Trumble frames this foraying early with ideas from Aristotle, who believed the “most promising seat of the sense of touch” was the heart, and deemed touch the most basic of all the senses. With this foundation, chapters like “The Finger of God” (examining symbolism in most major religions) to “Gloves” (of the days when gloves not only represented high fashion, but also served other steamy purposes such as love tokens and even promissory notes), illuminate the finger’s probing of a multitude of matters.
Trumble additionally delves into fingers as expression, amusingly illustrating for anyone who’s ever roamed the counters at department stores looking for nail polish in “Pink Passion,” “Catherine the Grape,” or “I’m Not Really a Waitress” an era when nail shade was not only considered racy, but perhaps pathological (one physician told the American Psychological Association in 1932 that “bobbed hair and tinted nails were a form of self-mutilation no less harmful than the abnormal cutting off of an arm or starving oneself to death”). And the chapter “The Finger of Combat” lends even more appeal as it tailors to any of us who’ve ever encountered a jerk in traffic and employed the “middle finger,” or any of the gesture’s counterparts around the globe.
It is this sort of humor that keeps such a potentially tedious subject from becoming dry. For example, when explaining the purpose of the subset of Hox genes which are responsible for the development of five fingers on each hand instead of, say, four or six, as well as their role in the development of male and female sex organs, Trumble quips, “No doubt this will raise the question at the back of the classroom as to why men do not develop an exciting array of five penises and women five clitorises.
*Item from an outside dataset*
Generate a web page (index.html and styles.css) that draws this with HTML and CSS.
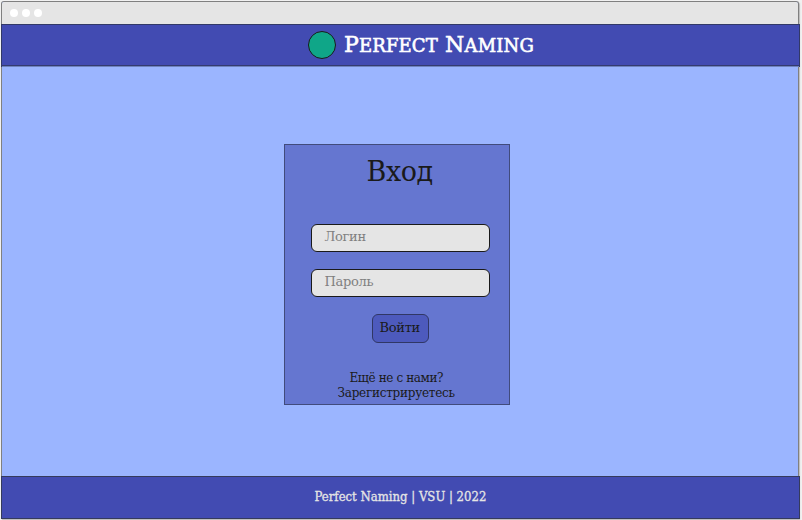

The answer would appear to be that to set in train the further miracle of human reproduction only one of each is ever necessary, and while no doubt amusing, any more than that would be an indulgence and occasionally inconvenient.”
Trumble’s art historian side allows him to correlate the evolution of fingers’ purpose with masterpieces. Alongside the rise and fall of glove wearing, for instance, he notes gloves’ symbolic absence on women in the works of Picasso, Matisse, and other modern masters. Regarding the controversy of nail polish, Trumble points out images of “filbert nails” in the paintings of Dante Gabriel Rossetti and Holman Hunt. In the section entitled “The Finger and the Hand,” the author describes a family resemblance in the hands of God and Adam in Michelangelo’s “The Creation of Adam.” Trumble notes of the differences, “Michelangelo has carefully inscribed each hand with contrasting signs of age. The joints of God’s thumb are bigger and maybe stronger; the nail is broader, perhaps worn…”
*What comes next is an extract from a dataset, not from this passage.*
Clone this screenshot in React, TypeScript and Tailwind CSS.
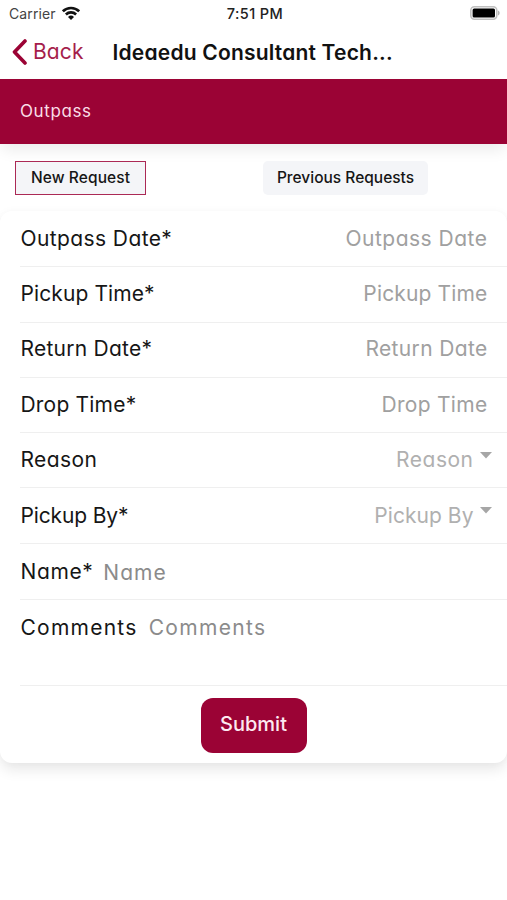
import { ReactNode } from 'react';
import clsx from 'clsx';

interface RowProps {
    label: string;
    className: string;
    labelClass: string;
    children?: ReactNode;
}

function Row({ label, className, labelClass, children }: RowProps) {
    return (
        <div className={clsx('ml-5 flex border-b border-[#efefef] pr-[19.5px]', className)}>
            <label className={clsx('pl-[0.5px] text-[#161616]', labelClass)}>{label}</label>
            {children}
        </div>
    );
}

function Caret() {
    return (
        <svg viewBox="0 0 12 7" className="-mr-1 ml-[6px] mt-[19px] h-[7px] w-3 shrink-0" fill="#a6a6a6">
            <path d="M0 0h12L6 6.5z" />
        </svg>
    );
}

export default function App() {
    return (
        <div className="h-[900px] w-full overflow-hidden bg-white font-['Inter','Liberation_Sans',sans-serif] text-[21px] [font-feature-settings:'cv11']">
            <header className="h-[79px]">
                <div className="grid h-7 grid-cols-3 items-center pl-[9px] pr-[7px] text-[14px] text-[#222] [font-feature-settings:normal]">
                    <div className="-mt-px flex items-center gap-1.5">
                        <span className="tracking-[0.1px] text-[#444]">Carrier</span>
                        <svg viewBox="0 0 18 14" className="-mt-[2px] h-[14px] w-[18px]" fill="none" stroke="#111" strokeWidth="2.6">
                            <path d="M.9 5.3a11.6 11.6 0 0 1 16.2 0" />
                            <path d="M3.9 8.5a7.3 7.3 0 0 1 10.2 0" />
                            <path d="M9 14 6 10.9a4.3 4.3 0 0 1 6 0z" fill="#111" stroke="none" />
                        </svg>
                    </div>
                    <span className="-mr-px text-center text-[14.5px] font-medium tracking-[0.4px]">7:51 PM</span>
                    <svg viewBox="0 0 30 14" className="-mt-[2px] h-[14px] w-[30px] justify-self-end">
                        <rect x=".8" y=".8" width="26" height="12.4" rx="3.6" fill="#fff" stroke="#c0c0c0" strokeWidth="1.6" />
                        <rect x="2.6" y="2.6" width="22.4" height="8.8" rx="1.5" fill="#000" />
                        <path d="M28 4.6c2.2.7 2.2 4.1 0 4.8z" fill="#b5b5b5" />
                    </svg>
                </div>
                <div className="flex h-12 items-center pl-3">
                    <button className="flex items-center gap-1.5 text-[#a51e4b]">
                        <svg viewBox="0 0 15 26" className="h-[26px] w-[15px]" fill="none" stroke="#9b0335" strokeWidth="3.6" strokeLinecap="round" strokeLinejoin="round">
                            <path d="M13 2 2.5 13 13 24" />
                        </svg>
                        <span className="tracking-[0.1px]">Back</span>
                    </button>
                    <h1 className="ml-[29px] whitespace-nowrap pt-px text-[21px] font-semibold tracking-[0.2px] text-[#111]">
                        Ideaedu Consultant Tech...
                    </h1>
                </div>
            </header>

            <div className="h-[65px] bg-[#9b0335] pl-5 text-[17px] leading-[64px] tracking-[0.6px] text-[#fadde7] shadow-[0_8px_14px_-2px_rgba(0,0,0,0.08)]">
                Outpass
            </div>

            <nav className="flex h-[67px] pl-[15px] pt-[17px] text-[15.5px] font-medium text-[#161616]">
                <button className="h-[34px] w-[131px] border-[1.5px] border-[#ab2955] bg-[#f4f5f8] tracking-[0.1px]">New Request</button>
                <button className="ml-[117px] h-[34px] w-[165px] rounded-[5px] bg-[#f4f5f8]">Previous Requests</button>
            </nav>

            <main className="h-[552px] rounded-[12px] bg-white shadow-[0_8px_14px_-1px_rgba(0,0,0,0.09),0_0_8px_rgba(0,0,0,0.03)]">
                <Row label="Outpass Date*" className="h-14 justify-between leading-[56px]" labelClass="tracking-[0.4px]">
                    <span className="tracking-[0.5px] text-[#a0a0a0]">Outpass Date</span>
                </Row>
                <Row label="Pickup Time*" className="h-14 justify-between leading-[54px]" labelClass="tracking-[0.1px]">
                    <span className="tracking-[0.15px] text-[#a0a0a0]">Pickup Time</span>
                </Row>
                <Row label="Return Date*" className="h-[55px] justify-between leading-[52px]" labelClass="tracking-[0.25px]">
                    <span className="tracking-[0.35px] text-[#a0a0a0]">Return Date</span>
                </Row>
                <Row label="Drop Time*" className="h-[55px] justify-between leading-[54px]" labelClass="tracking-[0.2px]">
                    <span className="tracking-[0.3px] text-[#a0a0a0]">Drop Time</span>
                </Row>
                <Row label="Reason" className="h-[55px] leading-[54px]" labelClass="tracking-[0.4px]">
                    <span className="ml-auto tracking-[0.5px] text-[#b0b0b0]">Reason</span>
                    <Caret />
                </Row>
                <Row label="Pickup By*" className="h-14 leading-[55px]" labelClass="tracking-[-0.15px]">
                    <span className="ml-auto tracking-[0.05px] text-[#b0b0b0]">Pickup By</span>
                    <Caret />
                </Row>
                <Row label="Name*" className="h-14 leading-[55px]" labelClass="tracking-[0.6px]">
                    <span className="ml-[10px] pt-px tracking-[1px] text-[#8b8b8b]">Name</span>
                </Row>
                <Row label="Comments" className="h-[86px] leading-[55px]" labelClass="tracking-[1.25px]">
                    <span className="ml-[11px] tracking-[1.35px] text-[#8b8b8b]">Comments</span>
                </Row>
                <div className="flex justify-center pt-3">
                    <button className="h-[55px] w-[106px] rounded-[12px] bg-[#9b0335] pb-[3px] text-[20px] font-medium text-[#fdeaf1]">
                        Submit
                    </button>
                </div>
            </main>
        </div>
    );
}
Where Trumble elevates beyond, say, fingers’ role in the works of Michelangelo and Grünewald, is in his voyage beyond the products of painting and sculpture, of writing and gestures, into the often humorous profundity of humanity. He states, “This book offers not a Casaubon-like map-and-compass of the human digit, so much as a means by which the finger may point with some precision to curious, often funny, and ever more surprising aspects of us.”
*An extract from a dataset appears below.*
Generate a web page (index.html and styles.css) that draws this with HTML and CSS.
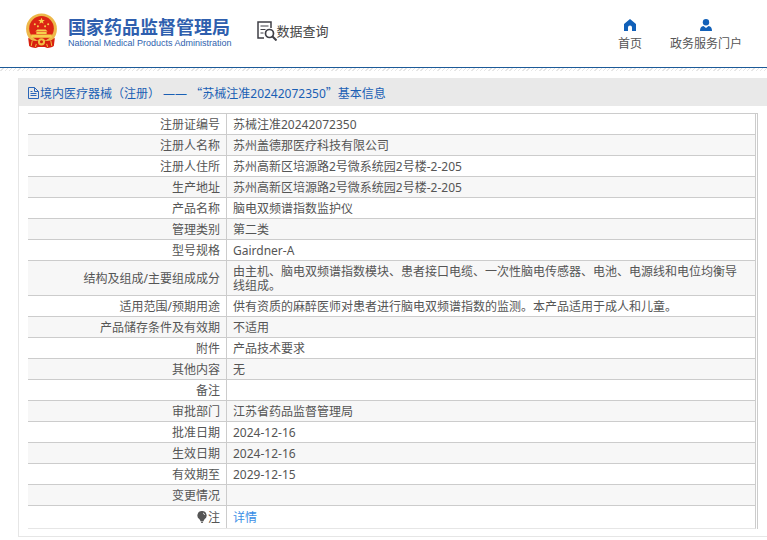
FILE: index.html
```
<!doctype html>
<html lang="zh-CN">
<head>
<meta charset="utf-8">
<meta name="viewport" content="width=device-width, initial-scale=1">
<title>国家药品监督管理局 数据查询</title>
<link rel="stylesheet" href="styles.css">
</head>
<body>

<header class="header">
	<a class="logo" href="#">
		<svg class="emblem" viewBox="0 0 32 35" aria-hidden="true">
			<path d="M4 24 L28 24 L27 32 L22 34 L16 32 L10 34 L5 32 Z" fill="#d8200f"/>
			<circle cx="16" cy="15.500" r="15" fill="#edb84a"/>
			<circle cx="16" cy="15" r="12" fill="#dc2414"/>
			<path d="M16 4.500l.9 2.200 2.300.1-1.800 1.500.6 2.200-2-1.200-2 1.200.6-2.200-1.800-1.500 2.300-.1z" fill="#f6d04d"/>
			<g fill="#f6d04d">
				<circle cx="9.500" cy="11" r="1"/><circle cx="12.500" cy="13" r="1"/>
				<circle cx="19.500" cy="13" r="1"/><circle cx="22.500" cy="11" r="1"/>
				<path d="M10 18l2-2h8l2 2zM11 18.500h10v2H11zM6 21h20v3H6z"/>
			</g>
			<path d="M3 24c4 4 8 3 10 3h6c2 0 6 1 10-3l-1 8c-3 2-5 2-8 1h-8c-3 1-5 1-8-1z" fill="#d8200f"/>
			<circle cx="16" cy="28" r="3.500" fill="#f0bd43"/>
			<circle cx="16" cy="28" r="1.500" fill="#d8200f"/>
			<path d="M7 27l-1 5M25 27l1 5M11 30l-1 3M21 30l1 3" stroke="#f0bd43" fill="none"/>
		</svg>
		<span class="logo-text">
			<span class="logo-cn">国家药品监督管理局</span>
			<span class="logo-en">National Medical Products Administration</span>
		</span>
	</a>

	<div class="search-title">
		<svg class="search-icon" viewBox="0 0 20 20" fill="none" stroke="#3f3f46" aria-hidden="true">
			<path d="M7 17H1V1h13v6" stroke-width="1.500"/>
			<path d="M3.500 5h8M3.500 8.500h5M3.500 12h3"/>
			<circle cx="12.500" cy="12.500" r="4" stroke-width="1.700"/>
			<path d="M15.500 15.500l4 4" stroke-width="2"/>
		</svg>
		<span>数据查询</span>
	</div>

	<nav class="nav">
		<a href="#">
			<svg viewBox="0 0 12 12" aria-hidden="true"><path d="M6 0L0 5v7h4V8.500a2 2 0 0 1 4 0V12h4V5z"/></svg>
			首页
		</a>
		<a href="#">
			<svg viewBox="0 0 12 12" aria-hidden="true"><circle cx="6" cy="3.200" r="3.200"/><path d="M0 12C0 9 1 7.500 3.500 7L6 9l2.500-2C11 7.500 12 9 12 12z"/></svg>
			政务服务门户
		</a>
	</nav>
</header>
<div class="stripe"></div>

<main class="panel">
	<h1 class="panel-title">
		<svg viewBox="0 0 11 12" fill="none" stroke="#2a66b8" aria-hidden="true"><path d="M.5.500h6l4 4v7H.5zM6.500.500v4h4M2.500 4.500h2M2.500 6.500h6M2.500 8.500h6"/></svg><span>境内医疗器械（注册） —— <span class="quote">“</span>苏械注准20242072350<span class="quote">”</span>基本信息</span>
	</h1>

	<div class="table-wrap">
		<table class="detail">
			<tr><th scope="row">注册证编号</th><td>苏械注准20242072350</td></tr>
			<tr><th scope="row">注册人名称</th><td>苏州盖德那医疗科技有限公司</td></tr>
			<tr><th scope="row">注册人住所</th><td>苏州高新区培源路2号微系统园2号楼-2-205</td></tr>
			<tr><th scope="row">生产地址</th><td>苏州高新区培源路2号微系统园2号楼-2-205</td></tr>
			<tr><th scope="row">产品名称</th><td>脑电双频谱指数监护仪</td></tr>
			<tr><th scope="row">管理类别</th><td>第二类</td></tr>
			<tr><th scope="row">型号规格</th><td>Gairdner-A</td></tr>
			<tr><th scope="row">结构及组成/主要组成成分</th><td>由主机、脑电双频谱指数模块、患者接口电缆、一次性脑电传感器、电池、电源线和电位均衡导线组成。</td></tr>
			<tr><th scope="row">适用范围/预期用途</th><td>供有资质的麻醉医师对患者进行脑电双频谱指数的监测。本产品适用于成人和儿童。</td></tr>
			<tr><th scope="row">产品储存条件及有效期</th><td>不适用</td></tr>
			<tr><th scope="row">附件</th><td>产品技术要求</td></tr>
			<tr><th scope="row">其他内容</th><td>无</td></tr>
			<tr><th scope="row">备注</th><td></td></tr>
			<tr><th scope="row">审批部门</th><td>江苏省药品监督管理局</td></tr>
			<tr><th scope="row">批准日期</th><td>2024-12-16</td></tr>
			<tr><th scope="row">生效日期</th><td>2024-12-16</td></tr>
			<tr><th scope="row">有效期至</th><td>2029-12-15</td></tr>
			<tr><th scope="row">变更情况</th><td></td></tr>
			<tr class="note">
				<th scope="row"><svg class="bulb" viewBox="0 0 10 12" aria-hidden="true"><path d="M5 0a4.500 4.500 0 0 1 2.500 8.300L6.500 10h-3l-1-1.700A4.500 4.500 0 0 1 5 0zM3.500 10.500h3L5.500 12h-1z" fill="#555"/><path d="M6 2q1.500.5 1.500 2" fill="none" stroke="#ddd"/></svg>注</th>
				<td><a href="#">详情</a></td>
			</tr>
		</table>
	</div>
</main>

</body>
</html>
```

FILE: styles.css
```
* { box-sizing: border-box; }

body { background: #fff; color: #555; font: 12px/14px "Noto Sans", "Noto Sans CJK SC", sans-serif; margin: 0; }
a { color: #3a8ee6; text-decoration: none; }
a:hover { text-decoration: underline; }

/* header */
.header { align-items: center; border-bottom: 1px solid #1c5a98; display: flex; height: 68px; padding: 0 25px 6px; }

.logo { align-items: center; color: #2f5fae; display: flex; gap: 10px; }
.emblem { height: 36px; width: 33px; }
.logo-text { display: flex; flex-direction: column; padding-top: 2px; }
.logo-cn { font: bold 18px/22px "Noto Sans CJK SC", sans-serif; }
.logo-en { font: 9px/12px "Liberation Sans", Arial, sans-serif; }

.search-title { align-items: center; color: #444; display: flex; font-size: 13px; margin-left: 25px; }
.search-icon { height: 20px; width: 20px; }

.nav { display: flex; gap: 28px; margin-left: auto; padding-top: 8px; }
.nav a { align-items: center; color: #555; display: flex; flex-direction: column; gap: 6px; }
.nav svg { fill: #1160b8; height: 12px; width: 12px; }

.stripe { background: repeating-linear-gradient(135deg, #fff 0 2px, #e6e6e6 2px 3px); height: 3px; }

/* record */
.panel { border: solid #e6e6e6; border-width: 0 0 1px 1px; margin: 7px 0 0 18px; padding-bottom: 7px; }
.panel-title { align-items: center; background: #e9e9e9; color: #1a5fb4; display: flex; font-size: 12px; font-weight: normal; height: 28px; margin: 0 0 7px; padding: 2px 9px 0; }
.panel-title svg { height: 12px; margin-right: 1px; width: 11px; }
.quote { font-family: "Noto Sans CJK SC", sans-serif; }

.table-wrap { border: solid #ccc; border-width: 1px 1px 0 0; margin: 0 9px; padding-right: 1px; }
.detail { border-bottom: 1px solid #e6e6e6; border-right: 1px solid #ccc; border-spacing: 0; width: 100%; }
.detail tr:nth-child(even) { background: #f7f7f7; }
.detail th, .detail td { border-bottom: 1px solid #ccc; height: 21px; padding: 4px 6px 2px; }
.detail th { border-right: 1px solid #ccc; font-weight: normal; text-align: right; width: 199px; }
.detail td { padding-right: 12px; }
.detail .note th, .detail .note td { border-bottom: 0; height: 22px; }
.bulb { height: 12px; margin-right: 1px; vertical-align: -1px; width: 10px; }
```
Trumble describes the goal of his book is “not to provide an exhaustive history of finger words or of numbers to the power of ten, hand and finger gestures, or sign languages or to account for the ‘finger of scorn,’ or to trace the complicated history of finger bowls.” Instead, he states, it is “to cast a revolving beam across a surprisingly complicated fingerscape, the particularities of which should make possible further navigation.” Considering his sizable expansion into both the cosmic and the earthly, the artistic and the utilitarian, it seems his mission is indeed quite possible.